Stated problem: Set down all of the data that follows word for word, without the images.

____

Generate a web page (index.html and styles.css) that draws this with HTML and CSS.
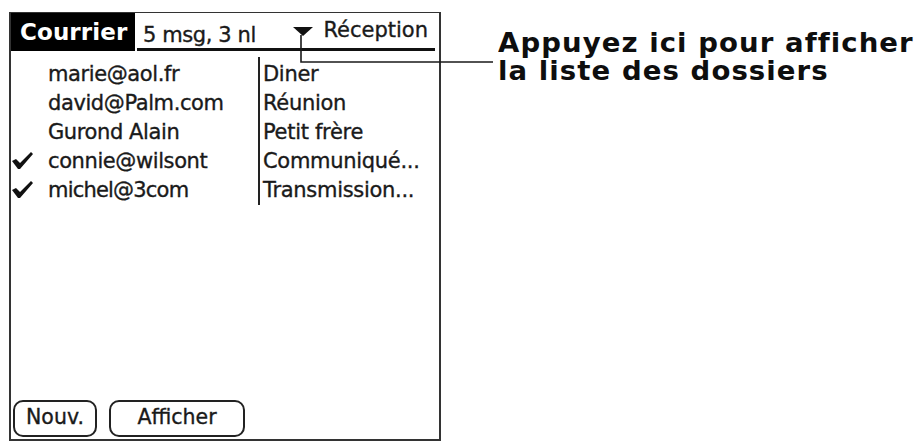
FILE: index.html
```html
<!DOCTYPE html>
<html lang="fr">
<head>
<meta charset="utf-8">
<title>Courrier</title>
<link rel="stylesheet" href="styles.css">
</head>
<body>
<div class="page">
  <div class="device">
    <div class="titlebar">
      <div class="title">Courrier</div>
      <div class="titlerest">
        <span class="count">5 msg, 3 nl</span>
        <span class="folder">
          <svg class="tri" width="20" height="9" viewBox="0 0 20 9"><polygon points="0,0 20,0 10,9" fill="#111"/></svg>
          <span class="folder-name">Réception</span>
        </span>
      </div>
    </div>
    <div class="list">
      <div class="col-names">
        <div class="row"><span class="mark"></span><span>marie@aol.fr</span></div>
        <div class="row"><span class="mark"></span><span>david@Palm.com</span></div>
        <div class="row"><span class="mark"></span><span>Gurond Alain</span></div>
        <div class="row"><span class="mark"><svg width="21" height="17" viewBox="0 0 21 17"><path d="M0 9 L4 7 L8 11 L19 0 L21 2 L8 17 L6 17 Z" fill="#111"/></svg></span><span>connie@wilsont</span></div>
        <div class="row"><span class="mark"><svg width="21" height="17" viewBox="0 0 21 17"><path d="M0 9 L4 7 L8 11 L19 0 L21 2 L8 17 L6 17 Z" fill="#111"/></svg></span><span class="tight">michel@3com</span></div>
      </div>
      <div class="col-subjects">
        <div class="row">Diner</div>
        <div class="row">Réunion</div>
        <div class="row">Petit frère</div>
        <div class="row">Communiqué...</div>
        <div class="row">Transmission...</div>
      </div>
    </div>
    <div class="buttons">
      <div class="btn btn-new">Nouv.</div>
      <div class="btn btn-show">Afficher</div>
    </div>
  </div>
  <div class="callout">
    <div class="callout-line">Appuyez ici pour afficher</div>
    <div class="callout-line">la liste des dossiers</div>
  </div>
  <svg class="connector" width="920" height="446" viewBox="0 0 920 446">
    <path d="M301 35 V62 H493" fill="none" stroke="#1a1a1a" stroke-width="1.6"/>
  </svg>
</div>
</body>
</html>
```
FILE: styles.css
```css
html, body {
  margin: 0;
  padding: 0;
  background: #fff;
}

body {
  font-family: "DejaVu Sans", "Noto Sans", sans-serif;
  color: #1a1a1a;
}

.page {
  position: relative;
  width: 920px;
  height: 446px;
  display: flex;
  align-items: flex-start;
  overflow: hidden;
}

.device {
  margin: 12px 0 0 9px;
  width: 432px;
  height: 429px;
  box-sizing: border-box;
  border: 2px solid #333;
  border-top-width: 1px;
  display: flex;
  flex-direction: column;
}

.titlebar {
  display: flex;
  height: 38px;
}

.title {
  width: 124px;
  box-sizing: border-box;
  padding-left: 9px;
  background: #000;
  color: #fff;
  font-weight: bold;
  font-size: 23px;
  line-height: 38px;
  letter-spacing: 0.1px;
}

.titlerest {
  flex: 1;
  margin: 0 4px 0 2px;
  box-sizing: border-box;
  height: 38px;
  border-bottom: 3px solid #111;
  display: flex;
  align-items: flex-start;
  font-size: 21px;
  line-height: 24px;
  -webkit-text-stroke: 0.35px #1a1a1a;
}

.count {
  padding: 10px 0 0 6px;
  letter-spacing: -0.4px;
}

.folder {
  margin-left: auto;
  padding: 5px 7px 0 0;
  display: flex;
  align-items: flex-start;
}

.tri {
  margin-top: 9px;
  margin-right: 10px;
}

.list {
  display: flex;
  margin-top: 6px;
  font-size: 21px;
  line-height: 29px;
  -webkit-text-stroke: 0.35px #1a1a1a;
}

.col-names {
  width: 247px;
  padding-top: 3px;
  letter-spacing: -0.4px;
}

.col-names .row {
  display: flex;
  height: 29px;
}

.mark {
  width: 37px;
  flex: none;
  display: flex;
  align-items: flex-start;
}

.mark svg {
  margin: 5px 0 0 1px;
}

.tight {
  letter-spacing: -0.8px;
}

.col-subjects {
  border-left: 2px solid #222;
  padding: 3px 0 0 3px;
  letter-spacing: -0.3px;
}

.col-subjects .row {
  height: 29px;
  white-space: nowrap;
}

.buttons {
  margin-top: auto;
  display: flex;
  gap: 12px;
  padding: 0 0 2px 2px;
}

.btn {
  height: 37px;
  box-sizing: border-box;
  border: 2px solid #222;
  border-radius: 10px;
  display: flex;
  align-items: center;
  justify-content: center;
  font-size: 20.5px;
  line-height: 1;
  padding-bottom: 2px;
  -webkit-text-stroke: 0.35px #1a1a1a;
}

.btn-new {
  width: 84px;
}

.btn-show {
  width: 136px;
}

.callout {
  margin: 29px 0 0 57px;
  font-weight: bold;
  font-size: 26px;
  line-height: 28px;
  letter-spacing: 1px;
  color: #0e0e0e;
  white-space: nowrap;
  transform: scaleX(1.06);
  transform-origin: left top;
}

.callout-line {
  height: 28px;
}

.connector {
  position: absolute;
  left: 0;
  top: 0;
  pointer-events: none;
}
```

____

Expected output:
Generate a web page (index.html and styles.css) that draws this with HTML and CSS.
FILE: index.html
```html
<!DOCTYPE html>
<html lang="fr">
<head>
<meta charset="utf-8">
<title>Courrier</title>
<link rel="stylesheet" href="styles.css">
</head>
<body>
<div class="page">
  <div class="device">
    <div class="titlebar">
      <div class="title">Courrier</div>
      <div class="titlerest">
        <span class="count">5 msg, 3 nl</span>
        <span class="folder">
          <svg class="tri" width="20" height="9" viewBox="0 0 20 9"><polygon points="0,0 20,0 10,9" fill="#111"/></svg>
          <span class="folder-name">Réception</span>
        </span>
      </div>
    </div>
    <div class="list">
      <div class="col-names">
        <div class="row"><span class="mark"></span><span>marie@aol.fr</span></div>
        <div class="row"><span class="mark"></span><span>david@Palm.com</span></div>
        <div class="row"><span class="mark"></span><span>Gurond Alain</span></div>
        <div class="row"><span class="mark"><svg width="21" height="17" viewBox="0 0 21 17"><path d="M0 9 L4 7 L8 11 L19 0 L21 2 L8 17 L6 17 Z" fill="#111"/></svg></span><span>connie@wilsont</span></div>
        <div class="row"><span class="mark"><svg width="21" height="17" viewBox="0 0 21 17"><path d="M0 9 L4 7 L8 11 L19 0 L21 2 L8 17 L6 17 Z" fill="#111"/></svg></span><span class="tight">michel@3com</span></div>
      </div>
      <div class="col-subjects">
        <div class="row">Diner</div>
        <div class="row">Réunion</div>
        <div class="row">Petit frère</div>
        <div class="row">Communiqué...</div>
        <div class="row">Transmission...</div>
      </div>
    </div>
    <div class="buttons">
      <div class="btn btn-new">Nouv.</div>
      <div class="btn btn-show">Afficher</div>
    </div>
  </div>
  <div class="callout">
    <div class="callout-line">Appuyez ici pour afficher</div>
    <div class="callout-line">la liste des dossiers</div>
  </div>
  <svg class="connector" width="920" height="446" viewBox="0 0 920 446">
    <path d="M301 35 V62 H493" fill="none" stroke="#1a1a1a" stroke-width="1.6"/>
  </svg>
</div>
</body>
</html>
```
FILE: styles.css
```css
html, body {
  margin: 0;
  padding: 0;
  background: #fff;
}

body {
  font-family: "DejaVu Sans", "Noto Sans", sans-serif;
  color: #1a1a1a;
}

.page {
  position: relative;
  width: 920px;
  height: 446px;
  display: flex;
  align-items: flex-start;
  overflow: hidden;
}

.device {
  margin: 12px 0 0 9px;
  width: 432px;
  height: 429px;
  box-sizing: border-box;
  border: 2px solid #333;
  border-top-width: 1px;
  display: flex;
  flex-direction: column;
}

.titlebar {
  display: flex;
  height: 38px;
}

.title {
  width: 124px;
  box-sizing: border-box;
  padding-left: 9px;
  background: #000;
  color: #fff;
  font-weight: bold;
  font-size: 23px;
  line-height: 38px;
  letter-spacing: 0.1px;
}

.titlerest {
  flex: 1;
  margin: 0 4px 0 2px;
  box-sizing: border-box;
  height: 38px;
  border-bottom: 3px solid #111;
  display: flex;
  align-items: flex-start;
  font-size: 21px;
  line-height: 24px;
  -webkit-text-stroke: 0.35px #1a1a1a;
}

.count {
  padding: 10px 0 0 6px;
  letter-spacing: -0.4px;
}

.folder {
  margin-left: auto;
  padding: 5px 7px 0 0;
  display: flex;
  align-items: flex-start;
}

.tri {
  margin-top: 9px;
  margin-right: 10px;
}

.list {
  display: flex;
  margin-top: 6px;
  font-size: 21px;
  line-height: 29px;
  -webkit-text-stroke: 0.35px #1a1a1a;
}

.col-names {
  width: 247px;
  padding-top: 3px;
  letter-spacing: -0.4px;
}

.col-names .row {
  display: flex;
  height: 29px;
}

.mark {
  width: 37px;
  flex: none;
  display: flex;
  align-items: flex-start;
}

.mark svg {
  margin: 5px 0 0 1px;
}

.tight {
  letter-spacing: -0.8px;
}

.col-subjects {
  border-left: 2px solid #222;
  padding: 3px 0 0 3px;
  letter-spacing: -0.3px;
}

.col-subjects .row {
  height: 29px;
  white-space: nowrap;
}

.buttons {
  margin-top: auto;
  display: flex;
  gap: 12px;
  padding: 0 0 2px 2px;
}

.btn {
  height: 37px;
  box-sizing: border-box;
  border: 2px solid #222;
  border-radius: 10px;
  display: flex;
  align-items: center;
  justify-content: center;
  font-size: 20.5px;
  line-height: 1;
  padding-bottom: 2px;
  -webkit-text-stroke: 0.35px #1a1a1a;
}

.btn-new {
  width: 84px;
}

.btn-show {
  width: 136px;
}

.callout {
  margin: 29px 0 0 57px;
  font-weight: bold;
  font-size: 26px;
  line-height: 28px;
  letter-spacing: 1px;
  color: #0e0e0e;
  white-space: nowrap;
  transform: scaleX(1.06);
  transform-origin: left top;
}

.callout-line {
  height: 28px;
}

.connector {
  position: absolute;
  left: 0;
  top: 0;
  pointer-events: none;
}
```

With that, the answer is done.